You may have read, especially from various press releases, about this restaurant claiming to “green” or “sustainable” or that chef doing “farm-to-table” cuisine. Now don’t get me wrong. I am a huge proponent and supporter of sustainable cuisine and local artisans, as long as it isn’t used just for PR purposes. But with all do respect to my fellow locavore restaurateurs, the Real Farm-to-Table cuisine is represented by restaurants like the recently opened Founding Farmers in Washington, DC. The North Dakota Farmers Union, which has 42,000 members, made a $6 million investment (in a pair of Washington restaurants) despite the economic downturn, high food prices and risks inherent in running a restaurant.
The first restaurant Agraria (from a Latin word meaning “field”), opened in 2006 in the city’s trendy Georgetown neighborhood. While somewhat popular with tourists, it has consistently mixed reviews and problems maintaining key personnel.
Will Founding Farmer succeed?
According to the new 2009 Washington D.C./Baltimore Zagat Restaurants Survey guide, regional residents that dine out are clearly moving in a “greener” direction. 70% of surveyors consider eating locally grown food important, while 62% will pay more for sustainably raised food.
Unlike Agraria, Founding Farmers was built to comply with LEED certification (they’re aiming for Leadership in Energy and Environmental Design Gold) and has procedures and operational standards to reduce waste, recycle, save energy and practice earth-friendly food service. They have an innovative design with farm silo-shaped booth seating made of recycled steel, PaperStone countertops in the restrooms, finishes made with post-consumer content, reclaimed brick pavers and barn woods underfoot and for the long, communal farmhouse tables. Other LEED criteria design elements and energy-efficient moves include the use of day lighting to illuminate the restaurant, increased ventilation, green-sourced power and low-VOC emitting paints.
Chef Graham Duncan summed up the menus at Founding Farmers as “traditional American classics inspired by the heartland made with sustainably farmed products and only in-season vegetables and fruits.” The restaurant focuses on serving comfort food from family farms in the United States, delivered by co-ops that buy the food directly from smaller, non-corporate farms. Admirable.

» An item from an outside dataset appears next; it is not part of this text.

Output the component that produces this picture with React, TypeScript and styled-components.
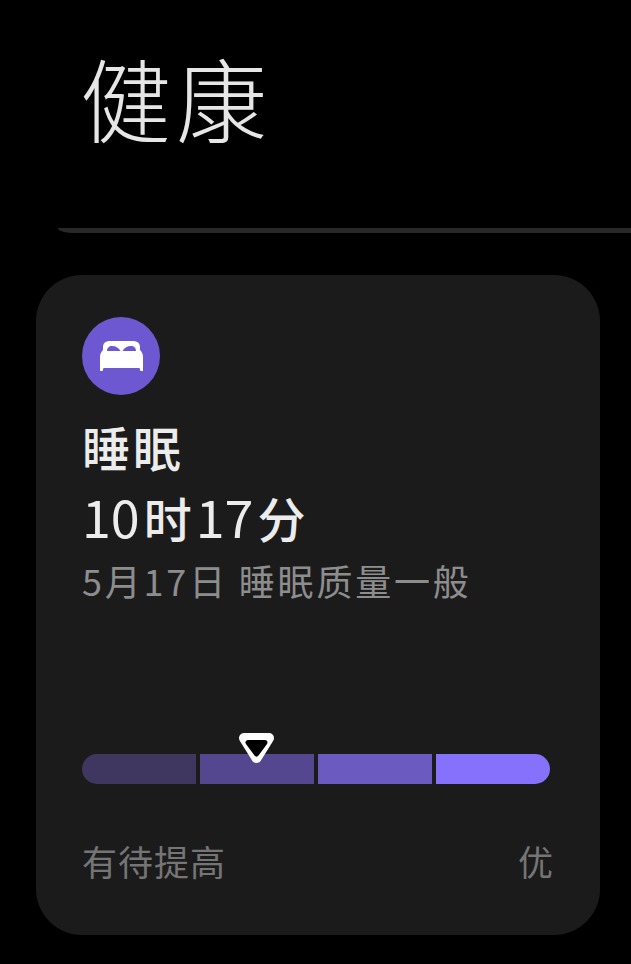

With restaurants that expound the same philosophy in Portland, Chicago and New York struggling or going down to the economy, I’m taking a wait and see attitude with Agraria and Founding Farms. The keys to success are the same as any restaurant, whether “green” or not. They have to concentrate on all the details, maintain consistency, continuely show passion and committment and above all, as William J. Garry editor of Bon Appetit magazine wrote, “make me and others want to leave home and pay for the privilege of eating – and come back for more.”